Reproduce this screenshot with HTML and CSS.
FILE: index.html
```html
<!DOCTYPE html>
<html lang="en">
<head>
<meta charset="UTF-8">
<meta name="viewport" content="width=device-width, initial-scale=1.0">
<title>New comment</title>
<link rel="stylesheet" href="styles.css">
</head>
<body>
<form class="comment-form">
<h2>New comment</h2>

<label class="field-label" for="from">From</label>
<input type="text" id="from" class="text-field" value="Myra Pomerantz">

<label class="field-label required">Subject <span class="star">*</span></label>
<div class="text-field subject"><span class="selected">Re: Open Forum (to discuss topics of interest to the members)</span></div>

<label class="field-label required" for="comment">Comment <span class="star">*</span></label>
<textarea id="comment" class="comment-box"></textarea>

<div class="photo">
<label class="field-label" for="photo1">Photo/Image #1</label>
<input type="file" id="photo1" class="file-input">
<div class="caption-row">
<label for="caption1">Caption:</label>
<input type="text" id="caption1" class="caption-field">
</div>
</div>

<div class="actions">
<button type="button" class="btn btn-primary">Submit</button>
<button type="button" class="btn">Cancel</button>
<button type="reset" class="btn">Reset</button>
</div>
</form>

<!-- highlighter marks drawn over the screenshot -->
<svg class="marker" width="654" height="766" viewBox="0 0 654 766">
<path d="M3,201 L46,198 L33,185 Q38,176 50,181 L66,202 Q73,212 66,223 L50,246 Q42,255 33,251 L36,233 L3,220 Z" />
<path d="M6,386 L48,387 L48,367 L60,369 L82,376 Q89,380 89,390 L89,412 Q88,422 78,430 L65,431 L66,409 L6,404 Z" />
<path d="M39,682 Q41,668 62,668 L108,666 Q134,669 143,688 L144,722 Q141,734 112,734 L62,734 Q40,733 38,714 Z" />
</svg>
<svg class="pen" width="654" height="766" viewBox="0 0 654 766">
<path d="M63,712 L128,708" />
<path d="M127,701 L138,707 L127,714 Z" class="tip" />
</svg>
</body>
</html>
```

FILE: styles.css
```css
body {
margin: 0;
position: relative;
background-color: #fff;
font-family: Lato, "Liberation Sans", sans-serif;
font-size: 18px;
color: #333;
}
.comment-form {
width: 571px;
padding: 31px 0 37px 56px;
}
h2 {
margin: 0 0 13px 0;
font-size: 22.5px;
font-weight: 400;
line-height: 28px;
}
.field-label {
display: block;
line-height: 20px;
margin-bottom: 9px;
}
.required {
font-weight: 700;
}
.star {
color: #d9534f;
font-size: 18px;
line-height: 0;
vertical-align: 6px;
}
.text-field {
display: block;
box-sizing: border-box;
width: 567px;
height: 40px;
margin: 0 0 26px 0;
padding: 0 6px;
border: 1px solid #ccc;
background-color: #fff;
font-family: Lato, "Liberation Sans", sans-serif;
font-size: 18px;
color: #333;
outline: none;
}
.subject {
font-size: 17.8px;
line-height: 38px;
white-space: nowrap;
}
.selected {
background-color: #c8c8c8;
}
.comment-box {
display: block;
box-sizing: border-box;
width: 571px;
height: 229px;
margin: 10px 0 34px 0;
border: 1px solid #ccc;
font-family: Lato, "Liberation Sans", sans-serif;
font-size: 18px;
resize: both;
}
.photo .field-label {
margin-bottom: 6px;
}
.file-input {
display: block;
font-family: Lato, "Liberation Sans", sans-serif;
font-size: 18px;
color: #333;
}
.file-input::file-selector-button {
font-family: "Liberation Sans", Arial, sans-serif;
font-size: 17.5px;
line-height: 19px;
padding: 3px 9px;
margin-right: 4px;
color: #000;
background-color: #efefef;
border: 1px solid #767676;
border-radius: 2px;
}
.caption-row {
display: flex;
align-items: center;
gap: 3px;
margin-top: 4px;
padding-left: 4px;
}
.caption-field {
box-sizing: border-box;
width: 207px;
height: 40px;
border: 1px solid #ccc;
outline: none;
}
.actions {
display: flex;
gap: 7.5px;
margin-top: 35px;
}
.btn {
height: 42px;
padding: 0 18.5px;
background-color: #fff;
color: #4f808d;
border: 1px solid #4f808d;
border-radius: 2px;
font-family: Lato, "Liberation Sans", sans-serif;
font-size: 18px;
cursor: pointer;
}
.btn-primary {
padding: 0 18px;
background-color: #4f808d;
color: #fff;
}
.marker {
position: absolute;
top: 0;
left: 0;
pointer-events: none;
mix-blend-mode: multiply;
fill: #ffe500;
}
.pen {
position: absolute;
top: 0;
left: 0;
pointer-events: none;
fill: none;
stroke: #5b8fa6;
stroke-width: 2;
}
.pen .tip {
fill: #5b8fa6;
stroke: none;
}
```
=====
STATED PROBLEM: Using the listing above, locate the lines that hold "screenshot" and copy each one.

RESPONSE:
Reproduce this screenshot with HTML and CSS.
<!-- highlighter marks drawn over the screenshot -->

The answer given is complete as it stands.